* [Exercise task] Pick out every line with the word "React" and copy it.
____ Dataset content
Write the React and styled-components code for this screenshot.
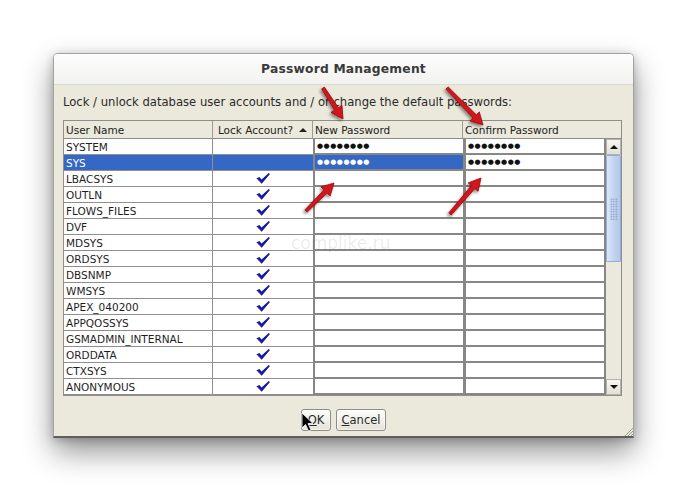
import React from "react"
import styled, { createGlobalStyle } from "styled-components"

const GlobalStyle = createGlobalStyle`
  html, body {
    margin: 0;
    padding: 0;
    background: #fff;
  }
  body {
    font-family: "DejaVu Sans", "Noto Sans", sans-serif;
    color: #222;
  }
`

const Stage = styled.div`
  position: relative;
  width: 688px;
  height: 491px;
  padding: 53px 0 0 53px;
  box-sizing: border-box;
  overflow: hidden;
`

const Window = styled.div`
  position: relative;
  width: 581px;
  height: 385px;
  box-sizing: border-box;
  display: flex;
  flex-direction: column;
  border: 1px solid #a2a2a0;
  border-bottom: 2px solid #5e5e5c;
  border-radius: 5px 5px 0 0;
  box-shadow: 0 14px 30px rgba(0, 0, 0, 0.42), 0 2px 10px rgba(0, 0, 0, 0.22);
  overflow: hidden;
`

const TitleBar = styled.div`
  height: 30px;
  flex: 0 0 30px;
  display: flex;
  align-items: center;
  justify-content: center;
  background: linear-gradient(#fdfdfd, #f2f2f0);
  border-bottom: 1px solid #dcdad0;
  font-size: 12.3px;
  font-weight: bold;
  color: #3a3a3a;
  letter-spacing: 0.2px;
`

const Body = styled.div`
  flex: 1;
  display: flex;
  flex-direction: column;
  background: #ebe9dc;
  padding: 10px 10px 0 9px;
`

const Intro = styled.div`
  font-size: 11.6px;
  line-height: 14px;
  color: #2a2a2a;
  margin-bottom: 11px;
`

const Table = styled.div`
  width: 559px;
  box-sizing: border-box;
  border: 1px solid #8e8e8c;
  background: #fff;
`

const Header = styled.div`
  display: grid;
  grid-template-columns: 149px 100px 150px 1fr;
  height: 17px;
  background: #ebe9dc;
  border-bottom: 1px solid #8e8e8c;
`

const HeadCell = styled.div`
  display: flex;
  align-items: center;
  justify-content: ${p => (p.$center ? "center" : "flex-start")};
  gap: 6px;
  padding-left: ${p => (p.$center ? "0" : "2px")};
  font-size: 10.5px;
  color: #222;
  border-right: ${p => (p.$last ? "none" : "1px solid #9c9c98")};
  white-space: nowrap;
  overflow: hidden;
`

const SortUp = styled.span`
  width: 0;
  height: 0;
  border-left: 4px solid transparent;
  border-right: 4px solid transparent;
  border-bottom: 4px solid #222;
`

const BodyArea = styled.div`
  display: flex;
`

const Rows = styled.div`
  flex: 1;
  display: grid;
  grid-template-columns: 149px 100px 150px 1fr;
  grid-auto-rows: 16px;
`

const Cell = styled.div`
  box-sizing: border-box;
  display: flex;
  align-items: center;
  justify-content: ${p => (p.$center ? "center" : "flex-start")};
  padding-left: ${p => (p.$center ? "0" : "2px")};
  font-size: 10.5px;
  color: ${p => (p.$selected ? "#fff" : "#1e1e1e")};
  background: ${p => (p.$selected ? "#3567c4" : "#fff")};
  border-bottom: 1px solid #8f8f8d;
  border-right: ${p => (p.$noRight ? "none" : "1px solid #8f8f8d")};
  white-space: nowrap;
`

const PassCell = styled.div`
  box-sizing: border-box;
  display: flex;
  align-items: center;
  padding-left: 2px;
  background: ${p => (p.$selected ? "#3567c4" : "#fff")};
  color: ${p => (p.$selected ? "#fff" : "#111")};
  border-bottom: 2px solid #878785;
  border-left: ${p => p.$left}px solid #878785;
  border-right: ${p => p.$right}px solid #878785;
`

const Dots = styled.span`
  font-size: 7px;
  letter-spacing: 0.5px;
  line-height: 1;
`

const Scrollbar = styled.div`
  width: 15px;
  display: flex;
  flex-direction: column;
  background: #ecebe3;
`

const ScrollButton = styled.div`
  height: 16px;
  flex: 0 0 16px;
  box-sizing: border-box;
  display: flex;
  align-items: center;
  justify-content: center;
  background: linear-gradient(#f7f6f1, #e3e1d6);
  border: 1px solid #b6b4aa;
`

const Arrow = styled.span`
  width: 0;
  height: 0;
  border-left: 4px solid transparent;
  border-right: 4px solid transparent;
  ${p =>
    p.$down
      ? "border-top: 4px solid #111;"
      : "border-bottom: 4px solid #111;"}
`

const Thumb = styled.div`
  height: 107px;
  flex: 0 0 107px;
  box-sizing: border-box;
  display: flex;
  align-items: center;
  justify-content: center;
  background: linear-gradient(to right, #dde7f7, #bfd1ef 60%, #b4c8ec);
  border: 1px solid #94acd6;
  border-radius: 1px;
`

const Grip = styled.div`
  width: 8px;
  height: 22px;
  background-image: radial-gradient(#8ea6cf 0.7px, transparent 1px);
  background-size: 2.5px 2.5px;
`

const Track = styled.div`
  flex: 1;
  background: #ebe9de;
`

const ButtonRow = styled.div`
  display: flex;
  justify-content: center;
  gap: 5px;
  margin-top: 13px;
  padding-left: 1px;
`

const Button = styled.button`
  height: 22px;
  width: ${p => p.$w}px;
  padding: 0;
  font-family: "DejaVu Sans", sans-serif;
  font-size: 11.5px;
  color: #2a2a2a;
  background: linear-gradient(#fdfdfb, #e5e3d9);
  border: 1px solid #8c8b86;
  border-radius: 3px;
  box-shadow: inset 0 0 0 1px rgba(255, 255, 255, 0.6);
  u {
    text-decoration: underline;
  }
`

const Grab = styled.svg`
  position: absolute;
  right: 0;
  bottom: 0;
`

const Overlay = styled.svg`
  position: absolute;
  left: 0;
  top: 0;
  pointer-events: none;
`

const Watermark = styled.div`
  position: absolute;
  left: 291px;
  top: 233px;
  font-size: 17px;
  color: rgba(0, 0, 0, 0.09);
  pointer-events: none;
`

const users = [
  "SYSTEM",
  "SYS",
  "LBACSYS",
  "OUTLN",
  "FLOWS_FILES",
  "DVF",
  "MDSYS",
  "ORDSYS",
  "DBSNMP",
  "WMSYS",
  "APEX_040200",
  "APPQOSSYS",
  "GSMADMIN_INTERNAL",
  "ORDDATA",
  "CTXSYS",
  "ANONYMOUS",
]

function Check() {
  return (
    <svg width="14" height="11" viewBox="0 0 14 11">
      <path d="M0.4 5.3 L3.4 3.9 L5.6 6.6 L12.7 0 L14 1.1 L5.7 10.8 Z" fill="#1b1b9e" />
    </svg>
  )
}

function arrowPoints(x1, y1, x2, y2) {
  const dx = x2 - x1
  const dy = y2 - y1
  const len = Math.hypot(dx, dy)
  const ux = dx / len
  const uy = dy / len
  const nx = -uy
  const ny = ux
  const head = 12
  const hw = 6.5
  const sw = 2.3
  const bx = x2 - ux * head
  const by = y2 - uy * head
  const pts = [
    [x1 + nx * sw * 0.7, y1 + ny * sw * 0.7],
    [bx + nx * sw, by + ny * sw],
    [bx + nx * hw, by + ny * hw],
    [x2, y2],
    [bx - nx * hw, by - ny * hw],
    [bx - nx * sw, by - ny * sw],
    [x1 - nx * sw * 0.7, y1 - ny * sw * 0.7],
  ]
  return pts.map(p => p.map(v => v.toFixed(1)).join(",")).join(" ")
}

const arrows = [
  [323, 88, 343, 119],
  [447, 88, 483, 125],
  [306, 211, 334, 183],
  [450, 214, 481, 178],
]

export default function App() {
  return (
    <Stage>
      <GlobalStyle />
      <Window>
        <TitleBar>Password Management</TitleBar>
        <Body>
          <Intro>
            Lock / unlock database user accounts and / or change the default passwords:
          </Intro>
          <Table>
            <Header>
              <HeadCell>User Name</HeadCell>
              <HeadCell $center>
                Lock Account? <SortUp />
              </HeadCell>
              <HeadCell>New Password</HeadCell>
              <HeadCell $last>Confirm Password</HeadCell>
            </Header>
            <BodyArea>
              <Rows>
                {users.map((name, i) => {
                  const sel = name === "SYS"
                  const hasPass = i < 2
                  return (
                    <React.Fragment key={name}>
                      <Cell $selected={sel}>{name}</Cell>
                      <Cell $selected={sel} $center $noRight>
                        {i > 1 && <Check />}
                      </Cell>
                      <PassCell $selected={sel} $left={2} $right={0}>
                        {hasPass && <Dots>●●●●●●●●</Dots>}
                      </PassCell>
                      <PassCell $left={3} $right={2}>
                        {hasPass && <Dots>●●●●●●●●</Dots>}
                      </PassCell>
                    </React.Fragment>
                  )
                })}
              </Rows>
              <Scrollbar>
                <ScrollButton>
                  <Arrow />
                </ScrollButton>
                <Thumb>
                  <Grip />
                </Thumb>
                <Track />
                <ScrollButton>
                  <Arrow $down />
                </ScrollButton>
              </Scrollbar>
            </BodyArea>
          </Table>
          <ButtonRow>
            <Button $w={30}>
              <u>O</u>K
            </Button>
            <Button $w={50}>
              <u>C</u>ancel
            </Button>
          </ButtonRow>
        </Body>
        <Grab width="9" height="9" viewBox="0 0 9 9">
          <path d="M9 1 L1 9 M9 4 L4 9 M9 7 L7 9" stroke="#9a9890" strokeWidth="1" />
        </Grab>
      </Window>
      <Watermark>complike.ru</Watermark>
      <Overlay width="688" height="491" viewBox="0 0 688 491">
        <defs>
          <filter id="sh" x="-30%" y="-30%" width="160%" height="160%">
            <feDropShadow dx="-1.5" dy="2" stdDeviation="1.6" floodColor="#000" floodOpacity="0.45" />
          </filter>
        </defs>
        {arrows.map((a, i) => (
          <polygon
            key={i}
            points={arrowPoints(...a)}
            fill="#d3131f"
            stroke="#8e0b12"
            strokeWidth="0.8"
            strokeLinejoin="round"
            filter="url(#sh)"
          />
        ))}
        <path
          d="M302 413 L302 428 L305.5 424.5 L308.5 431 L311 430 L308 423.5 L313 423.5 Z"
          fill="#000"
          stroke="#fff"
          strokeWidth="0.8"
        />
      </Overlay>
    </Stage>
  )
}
________
* [Written answer]
Write the React and styled-components code for this screenshot.
import React from "react"
                    <React.Fragment key={name}>
                    </React.Fragment>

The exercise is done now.